I gasp a couple of breaths trying to slow down my HR before the next rep. The clock poolside counts down. 57, 58, 59 and they are off!

I see them in my periphery only but they take me by surprise. “Is 59 the new 60?” I wonder. Time to put down the pain. New PB’s are recorded by some.

False records inflate the ego for a while but you will be found out. You can lie to yourself for a while but the truth will shine through. Unless you put in the hard yards you will eventually be found out. By others, By yourself.

Go to Pinterest and load your wall with motivation if you have to. But do the hard yards.

A few months earlier I was riding along and suddenly there was a scream. Self inflicted carnage on the road all around.
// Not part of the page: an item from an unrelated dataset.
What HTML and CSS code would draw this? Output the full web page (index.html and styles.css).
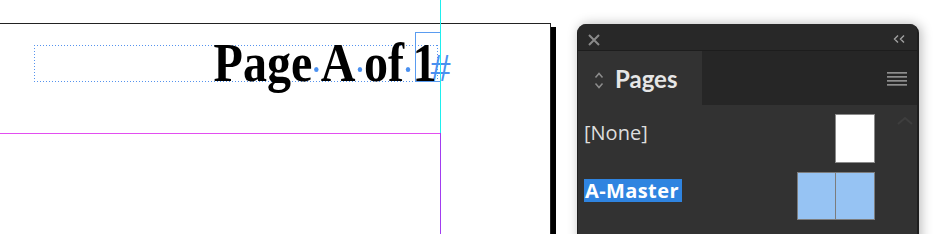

Girls lying in the ditch, team mates stationary while we should be chasing the clock. I wonder where is your commitment? Too late to ask questions. We can just do the best we all can as a group.

I am not a natural

My first cricket practice ended with my coach tying a stick to my arm to try keep it straight while attempting to make me resemble a bowler. Batting practice ended with a black eye on my part a few days later. I never liked wearing white kit and ball boxes anyway. And smashing the hard ball on my bat sent vibrations all the way into my head. Not for me I thought.

Years later compulsory team sport ended in the last hockey team. I was positioned somewhere well out of harm’s way. I can’t recall too many matches that we played let alone won.
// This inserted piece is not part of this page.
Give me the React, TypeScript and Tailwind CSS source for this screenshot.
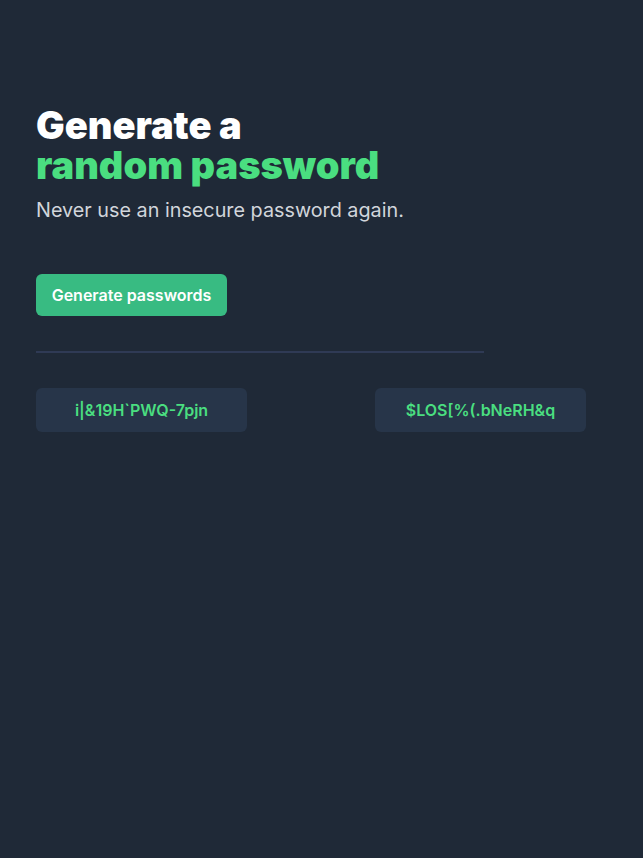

I did athletics in summer. After a few seasons Coach encouraged me to do the 3000m walk as there seemed to be some chance of success here (probably due to the lack of any competition what so ever). I still came last and my body hurt for days, like never before.

We chose cross country in winter. Not because we were athletes with any potential but because training was on a Tuesday and Thursday and that would not interfere with our climbing, And I figured that running was the best training we could do for climbing.

I romanticised about mountaineering. Looking back and tracing the route of our ascent on the blank canvas. The first few times I went out I immediately lived my dream. I was no natural though. Fear of imminent death and adrenalin combined to keep me alive. Somehow. I stuck with it not because I was good but because it was a challenge and I hoped to progress. I was committed and could not imagine a life without climbing. Slowly I improved. I devoured literature, watched and learnt. Every level of competence was challenged again and again. I travelled to the Cederberg first, then Namibia, Europe, the big walls. Each step climbing higher, building.

A few years ago I could not swim a length of a pool. I wanted to do a triathlon so I had to learn. There are no shortcuts. At some point you have to put your face in the water and go through the discomfort and either you come out the other side better or you don’t. No shame in either just be honest with what you call it.

Above all else don’t cheat yourself.